(DIRECTIONS FOR THIS TASK):
Only the lines from the top of the listing below to the line that has "const items = [1, 2, 3, 4];" should be echoed, with both ends kept and pictures left out.

(DATA EXCERPT):
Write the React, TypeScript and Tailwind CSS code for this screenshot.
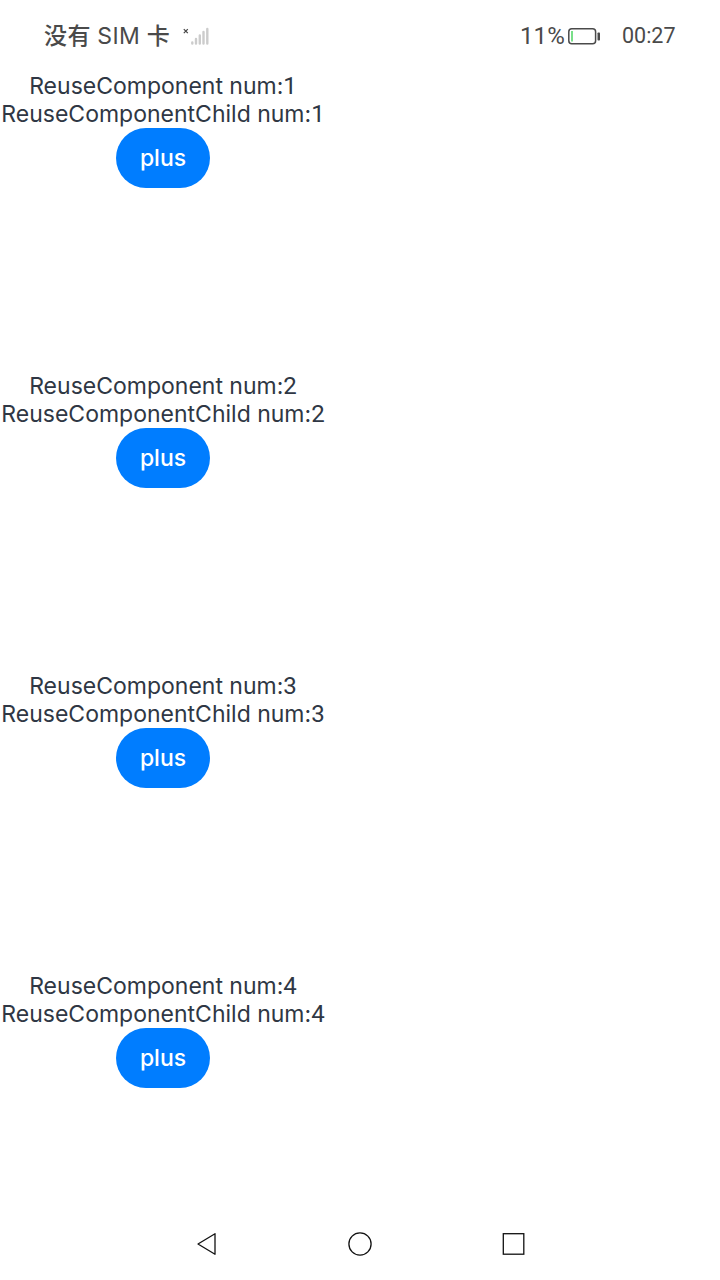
const items = [1, 2, 3, 4];

function StatusBar() {
  return (
    <header className="flex h-[72px] shrink-0 items-center justify-between pl-[44px] pr-[45px] text-[#4a4a4a]">
      <div className="flex items-center">
        <span className="w-[126px] whitespace-nowrap font-['Inter','Noto_Sans_CJK_SC',sans-serif] text-[23px] font-medium leading-7 tracking-[0.4px]">没有 <span className="font-normal">SIM</span> 卡</span>
        <svg className="ml-[13px]" width="28" height="20" viewBox="0 0 28 20" fill="none">
          <path d="M0.800 3.200 4.800 7.200M4.800 3.200 0.800 7.200" stroke="#444" strokeWidth="1.200" />
          <path d="M9.300 17.500v-1M13 17.500v-4.500M16.800 17.500v-8M20.500 17.500v-11.500M24.300 17.500v-14.500" stroke="#cccccc" strokeWidth="2.400" strokeLinecap="round" />
        </svg>
      </div>
      <div className="flex items-center">
        <span className="w-[46px] whitespace-nowrap font-['Roboto',sans-serif] text-[24px] leading-7 tracking-[0.1px]">11%</span>
        <svg className="ml-[2px]" width="34" height="20" viewBox="0 0 34 20" fill="none">
          <rect x="0.800" y="2.800" width="26.800" height="15" rx="3" stroke="#4a4a4a" strokeWidth="1.500" />
          <rect x="3" y="5" width="2" height="10.500" fill="#79df89" />
          <rect x="29.500" y="6.500" width="2.500" height="8" rx="0.800" fill="#4a4a4a" />
        </svg>
        <span className="ml-5 w-[53px] whitespace-nowrap font-['Roboto',sans-serif] text-[21.5px] leading-7">00:27</span>
      </div>
    </header>
  );
}

function Count({ value }: { value: number }) {
  return <span className="font-['Roboto',sans-serif] text-[24px]">{value}</span>;
}

function ReuseComponent({ num }: { num: number }) {
  return (
    <section className="flex h-[300px] w-[326px] flex-col items-center whitespace-nowrap font-['Inter',sans-serif] text-[23px] leading-7 text-[#2f3744]">
      <p className="h-7 leading-7">ReuseComponent num:<Count value={num} /></p>
      <p className="h-7 leading-7">ReuseComponentChild num:<Count value={num} /></p>
      <button className="h-[60px] w-[94px] rounded-full bg-[#007dff] font-medium text-white">plus</button>
    </section>
  );
}

function NavigationBar() {
  return (
    <nav className="flex h-[72px] shrink-0 items-center justify-center gap-[126px]">
      <button aria-label="Back">
        <svg width="28" height="28" viewBox="0 0 28 28" fill="none" stroke="#111" strokeWidth="1.300" strokeLinejoin="round">
          <path d="M6 14 23 3.700v20.600z" />
        </svg>
      </button>
      <button aria-label="Home">
        <svg width="28" height="28" viewBox="0 0 28 28" fill="none" stroke="#111" strokeWidth="1.300">
          <circle cx="14" cy="14" r="11.100" />
        </svg>
      </button>
      <button aria-label="Recent apps">
        <svg width="28" height="28" viewBox="0 0 28 28" fill="none" stroke="#111" strokeWidth="1.300">
          <rect x="3.300" y="3.700" width="20.500" height="20.500" />
        </svg>
      </button>
    </nav>
  );
}

export default function App() {
  return (
    <div className="flex h-[1280px] w-[720px] flex-col overflow-hidden bg-white">
      <StatusBar />
      <main className="min-h-0 flex-1 overflow-hidden">
        {items.map((num) => (
          <ReuseComponent key={num} num={num} />
        ))}
      </main>
      <NavigationBar />
    </div>
  );
}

(REPLY):
Write the React, TypeScript and Tailwind CSS code for this screenshot.
const items = [1, 2, 3, 4];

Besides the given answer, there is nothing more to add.